Revue québécoise de linguistique théorique et appliquée
- Discipline: Linguistics
- Language: French
- Edited by: Henri Wittmann

Publication details
- History: 1981–present
- Publisher: Presses universitaires de Trois-Rivières (Canada)
- Frequency: Annual

Standard abbreviations
- ISO 4: Rev. Qué. Linguist. Théor. Appl.

Indexing
- ISSN: 0835-3581

= Association québécoise de linguistique =

The Association québécoise de linguistique (AQL - Quebec Linguistic Society) is an academic organization devoted to the scientific study of human language, and is a professional society for Francophone linguistic researchers in North America and beyond.

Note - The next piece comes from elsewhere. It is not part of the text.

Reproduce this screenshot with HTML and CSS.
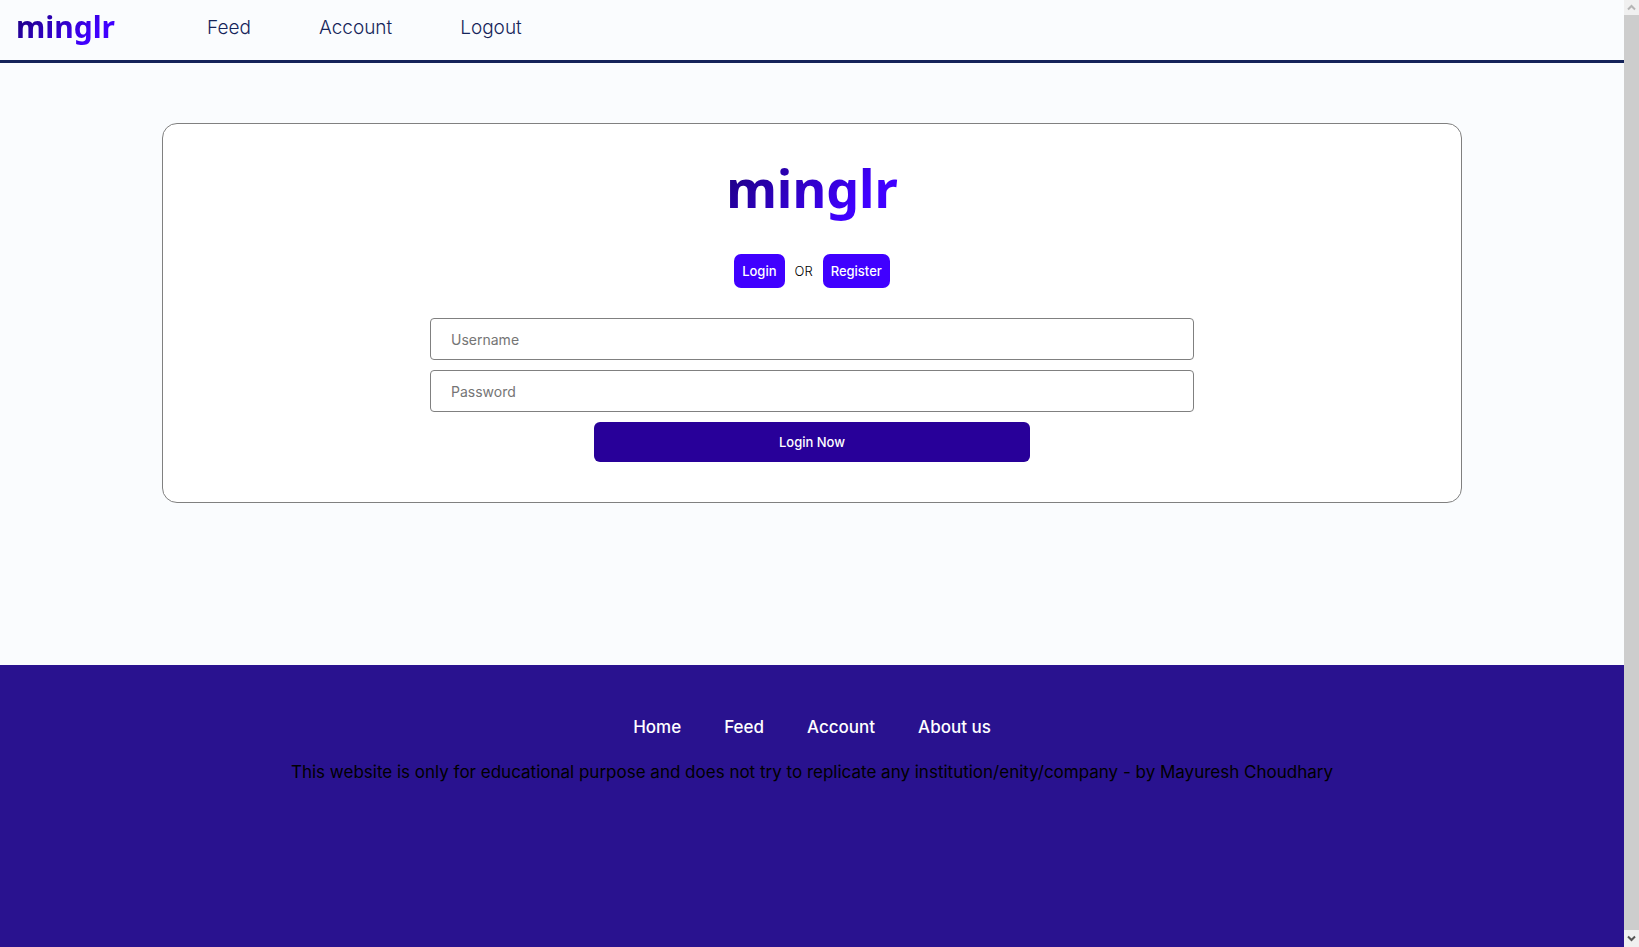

The AQL was formed in 1981. The first executive was formed by Normand Beauchemin as president, Henri Wittmann as vice-president, and Robert Fournier as secretary-general.

==Journal==

The official journal of the AQL is the Revue québécoise de linguistique théorique et appliquée (RQLTA), an academic journal which publishes peer-reviewed articles reporting research in all the major subdisciplines of linguistics, as well as book reviews and a variety of other communications. The first editor of the journal was Henri Wittmann, under whose editorship, which extended over almost twenty years, the journal published some of the major research results on Quebec French. RQLTA is the only North-American research journal in linguistics that publishes its articles exclusively in French.

==Annual conference==
The AQL holds an annual linguistics conference every year on alternating campuses throughout Quebec and French Canada, usually in conjunction with ACFAS.